__TASK STATEMENT__
Pull every line containing "React" from the entries.

__AVAILABLE RECORDS__
=======

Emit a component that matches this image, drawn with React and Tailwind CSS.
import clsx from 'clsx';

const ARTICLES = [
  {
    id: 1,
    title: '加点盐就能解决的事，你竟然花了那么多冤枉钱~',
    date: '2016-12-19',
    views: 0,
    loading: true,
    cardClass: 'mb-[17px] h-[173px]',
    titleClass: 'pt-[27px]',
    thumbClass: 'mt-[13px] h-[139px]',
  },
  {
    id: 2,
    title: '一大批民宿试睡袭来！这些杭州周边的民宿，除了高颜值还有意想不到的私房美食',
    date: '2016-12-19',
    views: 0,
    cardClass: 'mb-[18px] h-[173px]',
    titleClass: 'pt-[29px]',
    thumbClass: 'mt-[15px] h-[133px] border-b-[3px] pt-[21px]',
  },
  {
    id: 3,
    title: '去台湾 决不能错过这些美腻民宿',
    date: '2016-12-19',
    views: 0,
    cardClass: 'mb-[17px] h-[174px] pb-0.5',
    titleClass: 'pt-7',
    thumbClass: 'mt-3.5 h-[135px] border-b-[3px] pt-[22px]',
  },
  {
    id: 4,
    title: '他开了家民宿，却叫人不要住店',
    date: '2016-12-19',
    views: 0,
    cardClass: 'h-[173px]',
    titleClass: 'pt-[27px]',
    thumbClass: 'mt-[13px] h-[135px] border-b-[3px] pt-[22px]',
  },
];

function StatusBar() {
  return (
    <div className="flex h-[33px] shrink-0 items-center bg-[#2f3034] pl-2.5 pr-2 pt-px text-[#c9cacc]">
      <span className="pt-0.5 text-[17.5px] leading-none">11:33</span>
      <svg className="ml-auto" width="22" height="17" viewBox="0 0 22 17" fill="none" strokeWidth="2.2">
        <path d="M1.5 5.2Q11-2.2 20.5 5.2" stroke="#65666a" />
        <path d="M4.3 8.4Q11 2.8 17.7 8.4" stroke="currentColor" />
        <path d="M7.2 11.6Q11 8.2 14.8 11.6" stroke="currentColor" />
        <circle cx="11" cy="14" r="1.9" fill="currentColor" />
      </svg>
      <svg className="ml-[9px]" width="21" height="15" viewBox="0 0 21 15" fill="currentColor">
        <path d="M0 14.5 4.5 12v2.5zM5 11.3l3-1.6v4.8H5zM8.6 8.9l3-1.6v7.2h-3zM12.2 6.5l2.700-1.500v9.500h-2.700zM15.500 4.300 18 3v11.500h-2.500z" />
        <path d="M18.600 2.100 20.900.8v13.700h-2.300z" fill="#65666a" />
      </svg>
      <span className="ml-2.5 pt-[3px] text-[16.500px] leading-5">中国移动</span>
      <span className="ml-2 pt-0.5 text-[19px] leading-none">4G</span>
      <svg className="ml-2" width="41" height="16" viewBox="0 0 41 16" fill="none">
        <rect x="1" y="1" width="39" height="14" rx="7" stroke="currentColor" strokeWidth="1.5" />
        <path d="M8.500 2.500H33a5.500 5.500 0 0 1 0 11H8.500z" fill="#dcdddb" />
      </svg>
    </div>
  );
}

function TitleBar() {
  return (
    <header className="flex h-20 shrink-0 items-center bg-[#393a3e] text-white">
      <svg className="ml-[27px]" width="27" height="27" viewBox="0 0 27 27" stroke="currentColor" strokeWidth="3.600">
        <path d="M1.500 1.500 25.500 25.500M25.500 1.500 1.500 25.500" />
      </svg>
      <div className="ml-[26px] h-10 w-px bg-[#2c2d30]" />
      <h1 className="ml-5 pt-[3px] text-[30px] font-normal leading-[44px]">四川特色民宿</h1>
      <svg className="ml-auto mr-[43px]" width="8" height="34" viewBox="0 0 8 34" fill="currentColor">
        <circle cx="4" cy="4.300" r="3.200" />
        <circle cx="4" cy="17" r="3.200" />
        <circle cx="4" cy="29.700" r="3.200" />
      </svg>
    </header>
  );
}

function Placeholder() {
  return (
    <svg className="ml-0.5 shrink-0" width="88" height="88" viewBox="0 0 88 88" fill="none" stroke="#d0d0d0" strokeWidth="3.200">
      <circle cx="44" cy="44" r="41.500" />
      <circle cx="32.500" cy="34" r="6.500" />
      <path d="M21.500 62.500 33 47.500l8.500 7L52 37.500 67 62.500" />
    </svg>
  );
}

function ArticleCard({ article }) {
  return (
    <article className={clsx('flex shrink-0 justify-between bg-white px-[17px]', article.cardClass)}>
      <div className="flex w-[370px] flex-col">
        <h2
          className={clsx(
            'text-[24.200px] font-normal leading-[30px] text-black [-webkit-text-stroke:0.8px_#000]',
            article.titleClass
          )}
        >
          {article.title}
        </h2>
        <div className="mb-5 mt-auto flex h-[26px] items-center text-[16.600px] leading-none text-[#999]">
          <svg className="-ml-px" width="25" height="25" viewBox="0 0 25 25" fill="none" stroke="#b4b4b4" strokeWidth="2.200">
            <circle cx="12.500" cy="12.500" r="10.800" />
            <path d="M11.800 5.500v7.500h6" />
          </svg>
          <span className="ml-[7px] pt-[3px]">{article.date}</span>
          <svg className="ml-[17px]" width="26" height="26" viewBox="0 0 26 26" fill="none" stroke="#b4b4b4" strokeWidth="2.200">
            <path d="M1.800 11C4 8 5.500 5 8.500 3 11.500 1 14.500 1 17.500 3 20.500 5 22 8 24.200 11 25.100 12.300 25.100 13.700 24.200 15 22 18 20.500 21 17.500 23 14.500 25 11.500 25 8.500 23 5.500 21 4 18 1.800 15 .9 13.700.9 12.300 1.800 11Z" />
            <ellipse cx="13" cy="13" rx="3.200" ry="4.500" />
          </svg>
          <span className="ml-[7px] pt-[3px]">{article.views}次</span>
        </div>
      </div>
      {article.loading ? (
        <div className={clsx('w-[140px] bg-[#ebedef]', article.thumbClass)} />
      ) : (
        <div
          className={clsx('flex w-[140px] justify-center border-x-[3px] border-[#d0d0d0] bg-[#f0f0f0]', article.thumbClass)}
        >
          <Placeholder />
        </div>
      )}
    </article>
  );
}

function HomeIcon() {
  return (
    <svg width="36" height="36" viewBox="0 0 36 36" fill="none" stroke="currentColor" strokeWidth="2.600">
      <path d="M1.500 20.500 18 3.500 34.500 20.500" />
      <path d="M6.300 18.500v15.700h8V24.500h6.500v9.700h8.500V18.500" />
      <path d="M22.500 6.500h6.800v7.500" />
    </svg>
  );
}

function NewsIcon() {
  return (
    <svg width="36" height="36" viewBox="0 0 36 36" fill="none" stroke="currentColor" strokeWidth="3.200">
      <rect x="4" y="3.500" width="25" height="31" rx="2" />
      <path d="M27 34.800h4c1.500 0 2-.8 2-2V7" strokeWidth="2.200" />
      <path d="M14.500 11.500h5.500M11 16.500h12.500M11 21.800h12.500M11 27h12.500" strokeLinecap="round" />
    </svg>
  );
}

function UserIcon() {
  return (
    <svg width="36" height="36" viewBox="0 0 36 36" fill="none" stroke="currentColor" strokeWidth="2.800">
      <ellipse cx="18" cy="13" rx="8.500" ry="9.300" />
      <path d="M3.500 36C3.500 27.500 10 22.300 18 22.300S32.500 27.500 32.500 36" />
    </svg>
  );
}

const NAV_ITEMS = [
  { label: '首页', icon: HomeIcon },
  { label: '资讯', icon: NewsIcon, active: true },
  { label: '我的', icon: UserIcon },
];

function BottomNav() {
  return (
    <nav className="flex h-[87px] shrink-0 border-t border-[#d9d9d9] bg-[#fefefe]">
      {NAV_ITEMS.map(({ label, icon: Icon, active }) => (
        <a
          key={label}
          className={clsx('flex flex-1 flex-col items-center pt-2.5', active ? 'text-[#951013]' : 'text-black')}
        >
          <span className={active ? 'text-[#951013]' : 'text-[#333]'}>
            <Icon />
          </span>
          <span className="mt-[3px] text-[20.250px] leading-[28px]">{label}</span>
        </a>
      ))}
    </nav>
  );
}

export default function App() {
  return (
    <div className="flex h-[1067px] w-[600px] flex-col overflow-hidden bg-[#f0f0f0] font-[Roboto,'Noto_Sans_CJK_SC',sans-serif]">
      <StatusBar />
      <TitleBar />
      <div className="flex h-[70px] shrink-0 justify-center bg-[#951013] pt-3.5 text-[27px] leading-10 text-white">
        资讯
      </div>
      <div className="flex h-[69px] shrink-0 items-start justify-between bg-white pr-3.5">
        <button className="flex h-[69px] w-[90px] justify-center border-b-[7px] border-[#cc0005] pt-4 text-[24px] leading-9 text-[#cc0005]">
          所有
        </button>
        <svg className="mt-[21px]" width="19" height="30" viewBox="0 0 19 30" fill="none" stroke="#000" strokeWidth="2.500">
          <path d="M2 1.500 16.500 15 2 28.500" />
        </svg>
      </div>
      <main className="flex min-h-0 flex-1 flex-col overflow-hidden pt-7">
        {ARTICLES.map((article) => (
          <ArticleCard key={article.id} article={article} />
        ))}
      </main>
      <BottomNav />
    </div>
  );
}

=======

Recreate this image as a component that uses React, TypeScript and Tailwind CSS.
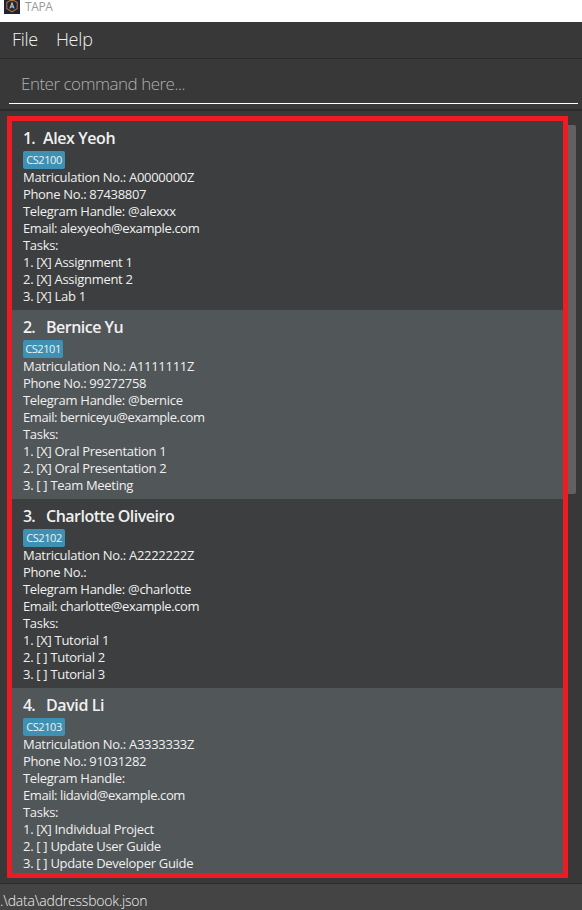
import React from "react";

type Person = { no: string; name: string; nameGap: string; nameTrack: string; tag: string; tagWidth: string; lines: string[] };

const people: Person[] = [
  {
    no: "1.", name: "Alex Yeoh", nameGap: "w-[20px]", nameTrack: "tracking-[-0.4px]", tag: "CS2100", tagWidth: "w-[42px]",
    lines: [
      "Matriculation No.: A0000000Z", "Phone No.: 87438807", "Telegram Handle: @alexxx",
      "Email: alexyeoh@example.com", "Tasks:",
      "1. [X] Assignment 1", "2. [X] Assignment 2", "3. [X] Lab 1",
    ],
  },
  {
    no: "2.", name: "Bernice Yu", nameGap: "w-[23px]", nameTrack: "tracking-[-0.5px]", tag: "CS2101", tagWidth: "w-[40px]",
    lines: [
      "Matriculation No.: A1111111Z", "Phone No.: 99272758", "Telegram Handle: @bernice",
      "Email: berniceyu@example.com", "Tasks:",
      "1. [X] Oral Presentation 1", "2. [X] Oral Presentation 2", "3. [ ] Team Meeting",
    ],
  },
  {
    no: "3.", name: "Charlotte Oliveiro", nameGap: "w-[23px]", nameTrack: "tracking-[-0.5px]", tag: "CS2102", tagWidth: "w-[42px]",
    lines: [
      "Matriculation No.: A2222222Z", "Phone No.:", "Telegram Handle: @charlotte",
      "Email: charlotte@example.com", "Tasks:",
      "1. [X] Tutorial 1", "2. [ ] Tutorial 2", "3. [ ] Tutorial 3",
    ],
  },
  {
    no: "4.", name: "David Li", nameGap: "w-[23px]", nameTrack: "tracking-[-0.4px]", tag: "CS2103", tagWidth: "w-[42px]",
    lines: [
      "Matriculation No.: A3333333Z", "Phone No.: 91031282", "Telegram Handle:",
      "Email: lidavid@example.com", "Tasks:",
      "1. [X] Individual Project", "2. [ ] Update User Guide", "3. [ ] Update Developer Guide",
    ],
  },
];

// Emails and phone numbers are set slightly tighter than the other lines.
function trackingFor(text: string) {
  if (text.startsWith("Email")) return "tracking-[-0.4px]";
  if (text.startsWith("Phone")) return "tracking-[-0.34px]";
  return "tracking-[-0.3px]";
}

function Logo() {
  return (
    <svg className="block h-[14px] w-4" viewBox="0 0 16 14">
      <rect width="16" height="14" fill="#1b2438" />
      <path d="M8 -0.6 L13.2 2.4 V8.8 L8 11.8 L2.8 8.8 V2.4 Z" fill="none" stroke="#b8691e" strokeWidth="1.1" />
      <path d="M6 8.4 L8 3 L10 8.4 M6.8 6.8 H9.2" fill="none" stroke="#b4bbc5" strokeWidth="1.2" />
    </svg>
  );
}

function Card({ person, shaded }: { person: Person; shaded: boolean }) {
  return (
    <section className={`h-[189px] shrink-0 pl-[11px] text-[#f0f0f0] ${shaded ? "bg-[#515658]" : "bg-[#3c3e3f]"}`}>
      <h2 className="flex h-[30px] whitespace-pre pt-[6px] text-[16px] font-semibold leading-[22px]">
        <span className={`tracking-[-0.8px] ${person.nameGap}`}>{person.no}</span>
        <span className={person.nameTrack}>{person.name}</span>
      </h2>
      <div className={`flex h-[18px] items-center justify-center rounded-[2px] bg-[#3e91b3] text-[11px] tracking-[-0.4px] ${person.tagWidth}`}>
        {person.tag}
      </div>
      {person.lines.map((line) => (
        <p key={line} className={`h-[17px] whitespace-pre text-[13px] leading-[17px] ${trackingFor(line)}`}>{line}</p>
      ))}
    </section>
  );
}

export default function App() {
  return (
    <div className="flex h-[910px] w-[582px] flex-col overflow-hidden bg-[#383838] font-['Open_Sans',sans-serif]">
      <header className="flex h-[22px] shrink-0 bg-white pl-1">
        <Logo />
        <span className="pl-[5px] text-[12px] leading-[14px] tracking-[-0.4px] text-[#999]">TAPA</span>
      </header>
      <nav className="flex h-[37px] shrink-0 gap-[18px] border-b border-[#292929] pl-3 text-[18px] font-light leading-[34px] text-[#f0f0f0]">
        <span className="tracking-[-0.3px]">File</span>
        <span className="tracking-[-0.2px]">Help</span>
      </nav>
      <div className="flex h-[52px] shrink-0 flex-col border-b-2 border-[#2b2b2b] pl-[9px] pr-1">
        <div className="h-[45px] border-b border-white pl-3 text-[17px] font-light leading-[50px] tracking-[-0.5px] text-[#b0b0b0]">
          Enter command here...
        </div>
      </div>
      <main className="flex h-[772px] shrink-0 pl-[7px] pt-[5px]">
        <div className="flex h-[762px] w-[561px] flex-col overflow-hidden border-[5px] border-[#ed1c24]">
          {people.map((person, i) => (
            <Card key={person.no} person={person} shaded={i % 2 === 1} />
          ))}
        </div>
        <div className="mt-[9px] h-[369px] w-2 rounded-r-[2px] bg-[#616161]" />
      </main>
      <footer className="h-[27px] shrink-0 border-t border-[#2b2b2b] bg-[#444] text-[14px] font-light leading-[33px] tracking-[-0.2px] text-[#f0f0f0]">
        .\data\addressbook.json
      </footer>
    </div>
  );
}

=======

__THE REPLY__
Emit a component that matches this image, drawn with React and Tailwind CSS.
Recreate this image as a component that uses React, TypeScript and Tailwind CSS.
import React from "react";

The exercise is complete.